We don’t smoke or drink

Depending on the crowd in the US this isn’t that big of a deal, but in China smoking and drinking is deeply tied to socializing.  Not drinking with someone is an insult here.

We want to travel as a family

People seem to get this or don’t understand it at all.  When we explain what we are doing many people can only come up with ‘Why?’.  I don’t know how to answer that.   I guess some people are interested in seeing other parts of the world and others aren’t.  I am sure it is hurting my children in some ways but I do believe it is giving them a gift of experience and perspective that is bigger than what they might be missing.

We are Christian

Though my religious life is not free of doubt I see this as the most important part of my life.  I struggle with explaining it, I can’t answer all the questions, and don’t understand it all.  Though this is generally accepted in the US, this has been much harder in China and was what got me really thinking on this post.

In China you can be whatever religion you want (supposedly, I don’t pretend to understand what is going on over here).  It is the spreading of ‘what you believe’ that is illegal.
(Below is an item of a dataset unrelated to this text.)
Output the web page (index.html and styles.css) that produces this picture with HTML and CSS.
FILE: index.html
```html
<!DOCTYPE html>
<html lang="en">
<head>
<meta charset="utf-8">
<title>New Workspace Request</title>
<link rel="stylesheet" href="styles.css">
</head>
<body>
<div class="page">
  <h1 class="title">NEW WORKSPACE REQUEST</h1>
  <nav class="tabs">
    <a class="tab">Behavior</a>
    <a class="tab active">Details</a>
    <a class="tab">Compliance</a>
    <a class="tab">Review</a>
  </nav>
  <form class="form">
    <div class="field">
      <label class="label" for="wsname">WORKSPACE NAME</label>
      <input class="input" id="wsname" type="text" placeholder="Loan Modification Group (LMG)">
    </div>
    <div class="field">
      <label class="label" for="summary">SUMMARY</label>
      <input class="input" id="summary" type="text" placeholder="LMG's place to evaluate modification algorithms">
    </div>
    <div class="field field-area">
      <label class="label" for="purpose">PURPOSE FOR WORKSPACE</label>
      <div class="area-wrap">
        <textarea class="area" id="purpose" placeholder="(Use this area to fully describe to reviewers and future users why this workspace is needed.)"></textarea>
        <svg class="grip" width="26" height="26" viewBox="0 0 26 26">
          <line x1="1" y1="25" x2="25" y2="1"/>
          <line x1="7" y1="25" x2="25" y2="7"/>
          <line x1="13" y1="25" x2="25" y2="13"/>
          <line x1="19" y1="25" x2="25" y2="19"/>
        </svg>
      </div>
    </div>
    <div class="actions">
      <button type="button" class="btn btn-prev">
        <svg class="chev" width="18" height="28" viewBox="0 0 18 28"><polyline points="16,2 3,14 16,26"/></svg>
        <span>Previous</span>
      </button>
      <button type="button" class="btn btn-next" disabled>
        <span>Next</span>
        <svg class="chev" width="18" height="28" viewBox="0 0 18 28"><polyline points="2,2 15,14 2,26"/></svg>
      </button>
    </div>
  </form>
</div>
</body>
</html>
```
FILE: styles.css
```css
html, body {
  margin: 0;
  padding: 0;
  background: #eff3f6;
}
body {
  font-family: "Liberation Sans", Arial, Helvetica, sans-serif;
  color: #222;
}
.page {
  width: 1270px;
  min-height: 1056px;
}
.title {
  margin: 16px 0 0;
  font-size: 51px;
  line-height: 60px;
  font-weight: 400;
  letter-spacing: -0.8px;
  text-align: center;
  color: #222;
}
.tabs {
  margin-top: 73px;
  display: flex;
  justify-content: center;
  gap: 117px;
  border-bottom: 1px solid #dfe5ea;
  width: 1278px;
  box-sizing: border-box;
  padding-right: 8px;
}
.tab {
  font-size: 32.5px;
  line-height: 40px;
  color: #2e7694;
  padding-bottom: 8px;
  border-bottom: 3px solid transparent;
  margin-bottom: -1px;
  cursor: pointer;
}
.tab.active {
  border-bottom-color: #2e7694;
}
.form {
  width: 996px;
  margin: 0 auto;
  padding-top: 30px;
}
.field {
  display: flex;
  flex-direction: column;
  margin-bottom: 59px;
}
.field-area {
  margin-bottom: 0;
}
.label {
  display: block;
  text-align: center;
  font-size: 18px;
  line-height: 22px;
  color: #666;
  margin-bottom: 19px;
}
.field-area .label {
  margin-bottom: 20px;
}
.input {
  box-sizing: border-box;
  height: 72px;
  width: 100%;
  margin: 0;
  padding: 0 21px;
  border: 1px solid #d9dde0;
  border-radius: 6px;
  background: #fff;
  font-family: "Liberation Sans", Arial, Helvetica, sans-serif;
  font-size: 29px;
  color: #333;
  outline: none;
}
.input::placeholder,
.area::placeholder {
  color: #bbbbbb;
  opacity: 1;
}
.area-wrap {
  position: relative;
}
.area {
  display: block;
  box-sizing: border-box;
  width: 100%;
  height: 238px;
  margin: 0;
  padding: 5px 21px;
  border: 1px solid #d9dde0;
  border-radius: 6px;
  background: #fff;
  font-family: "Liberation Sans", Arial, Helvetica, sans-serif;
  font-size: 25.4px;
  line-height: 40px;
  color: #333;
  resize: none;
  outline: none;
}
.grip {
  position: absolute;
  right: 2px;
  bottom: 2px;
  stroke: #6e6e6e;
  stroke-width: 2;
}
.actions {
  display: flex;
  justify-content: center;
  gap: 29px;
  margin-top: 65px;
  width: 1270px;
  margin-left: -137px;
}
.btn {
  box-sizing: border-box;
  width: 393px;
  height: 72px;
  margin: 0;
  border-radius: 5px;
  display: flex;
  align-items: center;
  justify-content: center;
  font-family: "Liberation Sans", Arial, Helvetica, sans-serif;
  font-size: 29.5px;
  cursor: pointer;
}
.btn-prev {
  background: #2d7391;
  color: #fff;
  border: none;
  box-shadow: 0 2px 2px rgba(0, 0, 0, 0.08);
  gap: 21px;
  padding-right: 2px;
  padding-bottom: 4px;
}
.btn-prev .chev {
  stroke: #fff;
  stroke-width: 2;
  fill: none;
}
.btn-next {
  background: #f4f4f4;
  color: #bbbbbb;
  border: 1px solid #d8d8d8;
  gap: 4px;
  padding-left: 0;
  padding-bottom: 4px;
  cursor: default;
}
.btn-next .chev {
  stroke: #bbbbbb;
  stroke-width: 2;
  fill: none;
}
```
For this area, and most of all the other areas, I tend to downplay them in conversation or social interactions.  But while doing it I am not being true to myself, I am not showing my children that I am confident in my decisions, and I am not showing others who I really am.

I have been trying to live more authentically, but where it is not socially convenient, I have not been fully sharing who I am.  I mask myself to try to fit in.
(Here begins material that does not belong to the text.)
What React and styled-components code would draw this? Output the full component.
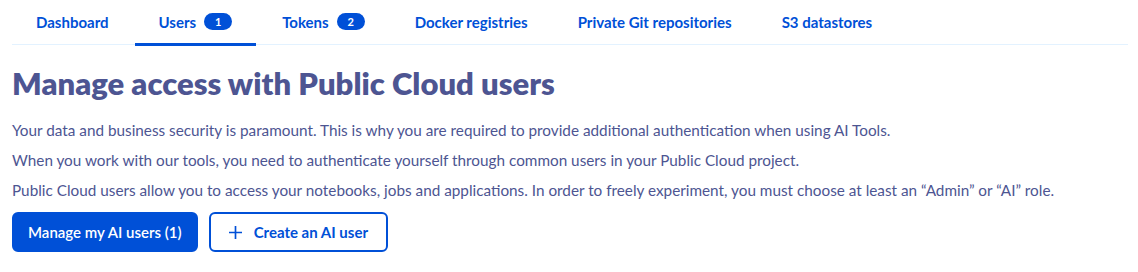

This is a confession.  I don’t want to live this way.

I don’t want to be seen as the pushy, arrogant, know-it-all and my fear of that has made me not comfortable in sharing who I really am.

But there is a difference between boldly living my life how I believe – being open and authentic and trying to push my beliefs on others and try to change them.

No one likes pushy people, but when I interact with others I am never intimidated with their different beliefs about life and religion.  It is what makes people interesting and unique.  I admire people who have made decisions in life based on their beliefs even if those decisions are different than mine.  I admire boldness in others but haven’t been consistent in living it out in my own life.

I have been praying about, and trying to make a decided effort, to being bold about who I am.  Sure, there are some people who may still take offence in this, but they are the minority.  I want to give others who I really am because that is what I want from them as well.

Not being pushy, but being comfortable and boldly living differently, has also been the greatest witness in history – no matter what the social change.  I believe in my differences and want to share them with others if they are interested.

Such have been my thoughts over the last few months.

How do you handle your differences?  Do you struggle with being bold?

I love the internet and it’s ability to connect with other similar people.  I was inspired by Leo’s post about being different at Zen Habits from a few weeks ago and stopped pushing this post topic out (something I had been doing for the past few month).  Check it out for his perspective on living differently and tips on how he does it.   

7 Comments

  1. My wife is Japanese and we live in Britain. In the West we are taught to be individuals but in Japan they have a group mentality and prefer to vanish into the wider group.

    When I travel to Japan, or to any country for that matter, I do try and adapt to the local cultures. If that means giving away some of myself, I do in order to fit in and show respect to their culture.

    I am a different person in Japan for example than when I’m in the West even in matters of religion (I pray to Buddha when in Japan and visit Shinto temples). I try as much as it is possible for someone not raised in Japan, to live a full Japanese lifestyle. Anything less, in my opinion is being disrespectful towards your host country and the people who welcome you, no matter how briefly, into their community.

    • Andrew, thanks for your comment. In a lot of ways I agree with you. I think we need to be able to learn and live like other cultures, especially when we are in them, as much as possible 🙂 I was writing less about culture or changing countries and more about my ability to be confident in my opinions, especially when they are different.

  2. Kim Kim

    Love your blog!

  3. Thank you for the post Lori! I can definitely relate. I don’t have a lot of experience with being bold in a cross-cultural situation, but I do struggle with speaking and acting differently here in the US! For a long time, all I wanted was to blend in, get along, not be weird or annoying or to offend. While I still think speaking with love is essential, I’m coming to realize that I need to step up and be honest about my convictions AND struggles. When I think back, a few strong examples or meaningful statements by friends and acquaintances have had profound positive impacts on my life that would be missing without their courage. So I am working to be more vulnerable, open, and real: I’m a Christian saved by faith who homeschools and limits my wardrobe to 33 things, among other quirks. I’m trying to write a book about my struggles with hoarding – that the keeping-up-appearances part of me hopes no one I know will ever read!

  4. I worked for an extended period of time in China and found the key difference between the American and Chinese mentality has to do with how we view ourselves. American’s celebrate the individual while the Chinese celebrate the collective. I found that the Chinese value stability so talking about ones religion could be disruptive so they discourage it. I have always held when traveling to another country, I am a guest in their “home” and try to act accordingly plus I am Southern so the idea of talking religion or politics has been actively discouraged. (Thought I do find that cab drivers in any country will engage in a good political conversation.) It is bold to quietly live your values and beliefs while respecting the values of your host country.

    • Yes Christine I agree 🙂 The difference in the individual and collective is a big difference in world view. Where we are there is a lot of curiosity about foreigners and people ask us all kinds of questions. In so many ways I want to learn and fit in with culture here, but I also want to be able to be ‘ok’ with who I am in ways that I am different. I am terrified of offending people, and too often, it causes me to avoid any questions about how I am different. But learning that I can respect people and still be honest about who I am is something I am trying to learn. In my fear of being different or not fitting in I don’t want it to look like I am ashamed or secretive about my choices. Thanks for your comment!

      • I bet with your friendly and open manner, they aren’t offended by your answers. I think you are brave to interact with the those who are curious about you.